How to Tell Your Partner You Have an STD

    Posted in Body, Guys, Lifestyle, Love

tell-them1Here at CollegeCandy, we’ve long urged our readers to go get tested for STDs.  Getting tested for STDs is extremely important, especially when you’ve had multiple partners or have had unprotected sex.  Many STDs take a while to show any symptoms and some people never show any signs of having one, so getting tested is the only way to be sure that you’re healthy and to ensure that you’re not spreading any around.

Ok, so you’ve gone and gotten tested–and the test came back positive.  Now what?  After you talk to your doctor about treatment, the next thing you should do is to tell your partner.  And not just your current boyfriend/hookup buddy, I mean ALL your ex-partners, too, because there’s the chance that they’ve been infected and don’t know it, either.  I know, I know… it’s super embarrassing, but it’s your responsibility to make sure they don’t spread an STD, either.  And, who knows?
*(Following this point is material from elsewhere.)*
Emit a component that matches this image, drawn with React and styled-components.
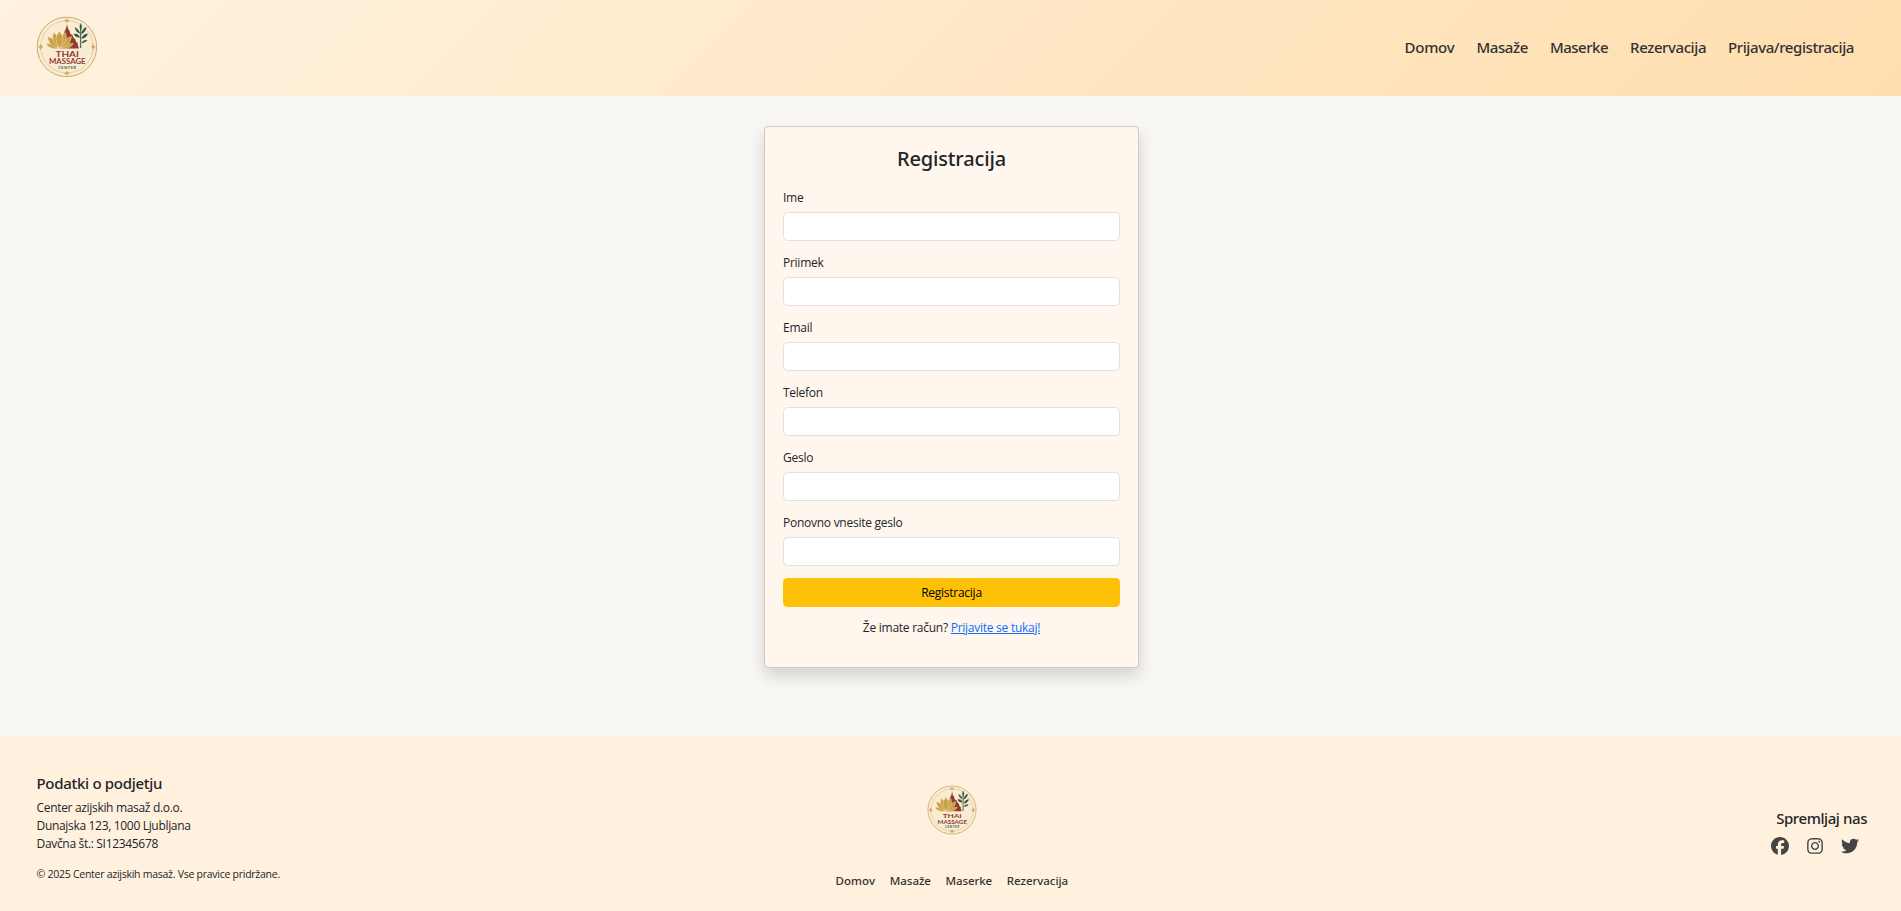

It’s possible you got it from them and they should know to be checked.

But don’t stress–there are some things that you can do to make the whole ordeal less painful.

First of all, you should know about inSPOT, a site that lets people send e-cards (like the one at the top of this post) to their current and ex sexual partners, telling them that there’s the possibility that they’ve been exposed to an STD, and urging them to go get tested.  There’s even the option to send the card anonymously, if you’d like, which eliminates the embarrassment of a face-to-face meeting.  It’s also a great option if you aren’t on speaking terms with your ex.

However, if sending a e-card isn’t an option for you, or you think it’s better, telling the person face-to-face is the next best option.  Choose somewhere casual to meet, and try to keep as calm as possible.  If you’re nervous, try writing down what you want to say and practice before you talk to them.  I know it sounds corny, but it will help make sure you get out everything that you need to say.

They might be angry with you, which is completely understandable–so be apologetic, and make sure they understand that you didn’t know you were infected. Also, bring along information about getting tested and treatement options.  Most importantly, make sure they know that you’re going through the same thing they are and that you’re there for them.  inSPOT has some more good tips on their website if you want more information.